The report is a follow-up to one released last year by the association with a similar complaint. But the latest report suggests best practices from other countries Ottawa could use as models to kick decision-making here to a higher gear.
For example, it cites the U.K.’s Industry 100 program, which enables industry experts to work directly with the National Cyber Security Center (NCSC) in short-term placements. This gives them an opportunity to understand and challenge the way the government thinks and, tests innovative ideas inside the government environment.
“Overall, Industry 100 promotes greater mutual understanding of cybersecurity, better cyber policy, improves the delivery of
programs, helps both government and industry identify systemic vulnerabilities, and reduces the future impact of cyberattacks,” says the report.
By comparison, Canadian national security agencies “seem exceptionally reticent” to have private-sector contractors work on sensitive government networks, the report says.
The report does praise the new Cyber Security Co-operation Program launched last fall by Public Saftey Canada, which funds cyber research projects. as signalling the government’s intent to experiment with new arrangements. But ultimately it wants the government to place responsibility for the development and delivery of cyber solutions in the hands of the private sector, supported by the government with controls to ensure appropriate implementation.
“Collaboration between government and domestic industry on cyber has become second nature to our allies,” CADSI CEO Christyn Cianfarani said in a release accompanying the report. “But our own government is not leveraging the industry to its full potential. It’s estimated that 98 per cent of Canadian cyber infrastructure is owned and operated by private firms, so we need to be at the table.”
The report recommends a series of steps that the Canadian government can take within the next one to three years, including:
- Establishing an Economic Strategy Table dedicated to cyber. The government has already created ESTs in other areas, pairing industry execs with senior bureaucrats to jointly tackle pressing problems.
- Opening the door to public/private sector talent exchanges, like the U.K. Industry 100 program.

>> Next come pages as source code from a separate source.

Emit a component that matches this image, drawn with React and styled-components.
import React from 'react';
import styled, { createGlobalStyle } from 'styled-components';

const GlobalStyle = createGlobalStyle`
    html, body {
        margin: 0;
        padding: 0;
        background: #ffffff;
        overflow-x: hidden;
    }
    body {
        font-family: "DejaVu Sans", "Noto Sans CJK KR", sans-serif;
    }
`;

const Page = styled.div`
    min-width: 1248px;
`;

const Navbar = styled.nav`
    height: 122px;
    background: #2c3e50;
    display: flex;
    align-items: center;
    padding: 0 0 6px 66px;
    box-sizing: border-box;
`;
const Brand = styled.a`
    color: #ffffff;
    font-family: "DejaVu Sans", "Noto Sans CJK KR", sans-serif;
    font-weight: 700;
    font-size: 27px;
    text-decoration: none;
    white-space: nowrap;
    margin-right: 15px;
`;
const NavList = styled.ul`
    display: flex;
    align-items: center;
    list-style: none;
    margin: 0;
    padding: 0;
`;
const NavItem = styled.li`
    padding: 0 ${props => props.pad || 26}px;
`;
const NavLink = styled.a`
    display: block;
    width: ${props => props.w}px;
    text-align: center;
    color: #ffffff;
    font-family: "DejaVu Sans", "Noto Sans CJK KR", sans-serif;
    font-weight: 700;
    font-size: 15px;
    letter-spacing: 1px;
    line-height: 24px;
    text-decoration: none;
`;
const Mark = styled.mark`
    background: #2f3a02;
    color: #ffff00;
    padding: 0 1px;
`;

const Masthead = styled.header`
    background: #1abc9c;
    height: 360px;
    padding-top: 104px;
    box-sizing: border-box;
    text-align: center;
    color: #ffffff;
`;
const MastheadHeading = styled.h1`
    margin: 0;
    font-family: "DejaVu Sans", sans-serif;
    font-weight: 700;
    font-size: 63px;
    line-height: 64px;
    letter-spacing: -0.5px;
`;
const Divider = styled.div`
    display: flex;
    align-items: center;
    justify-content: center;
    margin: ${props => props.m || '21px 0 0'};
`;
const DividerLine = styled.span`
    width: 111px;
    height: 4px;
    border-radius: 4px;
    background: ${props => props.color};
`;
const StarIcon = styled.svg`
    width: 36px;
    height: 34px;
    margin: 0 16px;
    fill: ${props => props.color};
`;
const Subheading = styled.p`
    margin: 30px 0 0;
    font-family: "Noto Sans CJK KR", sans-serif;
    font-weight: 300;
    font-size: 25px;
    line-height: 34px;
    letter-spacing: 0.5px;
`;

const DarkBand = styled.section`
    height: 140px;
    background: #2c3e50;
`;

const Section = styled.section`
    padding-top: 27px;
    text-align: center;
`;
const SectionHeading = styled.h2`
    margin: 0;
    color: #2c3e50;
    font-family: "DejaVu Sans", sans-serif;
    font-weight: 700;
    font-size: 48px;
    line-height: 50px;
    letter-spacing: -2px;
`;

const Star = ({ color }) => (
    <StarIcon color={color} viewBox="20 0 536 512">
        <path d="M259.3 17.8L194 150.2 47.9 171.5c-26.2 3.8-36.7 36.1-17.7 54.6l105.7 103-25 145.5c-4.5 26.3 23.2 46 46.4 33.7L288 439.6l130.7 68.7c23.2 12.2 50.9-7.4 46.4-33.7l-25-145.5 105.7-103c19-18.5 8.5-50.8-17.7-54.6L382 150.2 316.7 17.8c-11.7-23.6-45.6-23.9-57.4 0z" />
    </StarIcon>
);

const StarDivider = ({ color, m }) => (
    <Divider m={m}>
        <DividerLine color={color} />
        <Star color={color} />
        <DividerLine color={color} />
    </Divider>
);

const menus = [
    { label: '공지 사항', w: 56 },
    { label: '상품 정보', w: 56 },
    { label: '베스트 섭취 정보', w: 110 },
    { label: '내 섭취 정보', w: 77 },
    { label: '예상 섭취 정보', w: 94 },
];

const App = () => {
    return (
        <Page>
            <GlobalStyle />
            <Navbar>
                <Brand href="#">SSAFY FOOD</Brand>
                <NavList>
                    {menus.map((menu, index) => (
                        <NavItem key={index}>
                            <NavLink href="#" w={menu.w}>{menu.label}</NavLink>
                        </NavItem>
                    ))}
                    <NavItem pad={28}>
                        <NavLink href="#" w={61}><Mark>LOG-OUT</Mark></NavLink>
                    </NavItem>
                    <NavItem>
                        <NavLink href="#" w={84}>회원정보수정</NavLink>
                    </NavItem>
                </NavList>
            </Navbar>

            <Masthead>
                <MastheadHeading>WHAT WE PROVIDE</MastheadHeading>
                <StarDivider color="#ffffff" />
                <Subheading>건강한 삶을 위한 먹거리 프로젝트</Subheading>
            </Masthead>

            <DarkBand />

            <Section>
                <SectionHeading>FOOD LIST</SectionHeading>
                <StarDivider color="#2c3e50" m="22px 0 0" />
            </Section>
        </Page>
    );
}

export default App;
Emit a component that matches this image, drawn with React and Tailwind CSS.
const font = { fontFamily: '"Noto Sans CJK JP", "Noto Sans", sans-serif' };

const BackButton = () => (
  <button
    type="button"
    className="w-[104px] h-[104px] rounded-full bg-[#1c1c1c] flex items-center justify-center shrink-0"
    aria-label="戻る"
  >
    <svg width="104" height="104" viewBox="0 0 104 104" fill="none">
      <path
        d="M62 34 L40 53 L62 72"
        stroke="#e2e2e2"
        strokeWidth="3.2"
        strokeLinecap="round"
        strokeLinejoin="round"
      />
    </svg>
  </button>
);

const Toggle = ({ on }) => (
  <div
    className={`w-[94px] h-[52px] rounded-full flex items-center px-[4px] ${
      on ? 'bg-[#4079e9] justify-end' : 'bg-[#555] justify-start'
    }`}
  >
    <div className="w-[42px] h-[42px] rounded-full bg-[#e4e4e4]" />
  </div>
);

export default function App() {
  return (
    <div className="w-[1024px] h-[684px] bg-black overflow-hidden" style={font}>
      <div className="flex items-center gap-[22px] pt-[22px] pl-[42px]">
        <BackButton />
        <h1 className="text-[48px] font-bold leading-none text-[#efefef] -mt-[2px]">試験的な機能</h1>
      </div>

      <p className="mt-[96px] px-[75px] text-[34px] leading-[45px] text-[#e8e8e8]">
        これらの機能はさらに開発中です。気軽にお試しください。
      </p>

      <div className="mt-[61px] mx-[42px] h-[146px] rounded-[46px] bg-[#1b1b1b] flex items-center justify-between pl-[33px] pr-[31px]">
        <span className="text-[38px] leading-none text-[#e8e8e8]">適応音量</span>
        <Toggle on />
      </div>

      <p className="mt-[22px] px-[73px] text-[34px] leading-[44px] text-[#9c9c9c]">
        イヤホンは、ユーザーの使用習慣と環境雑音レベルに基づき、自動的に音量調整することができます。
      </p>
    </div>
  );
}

- Setting up a classified operational network for threat information sharing with the private sector and testing solutions. The government said in its last budget it plans to do this.
The report intentionally avoids suggesting what it calls complex, machinery-of-government overhauls, Cianfarani said.
“Deep institutional change is hard, and we acknowledge that. But most of these solutions have already been road-tested by our allies and can be implemented in relatively short timelines.”
CADSI represents some 900 companies that sell defence and cybersecurity solutions, ranging from IT technologies to aircraft.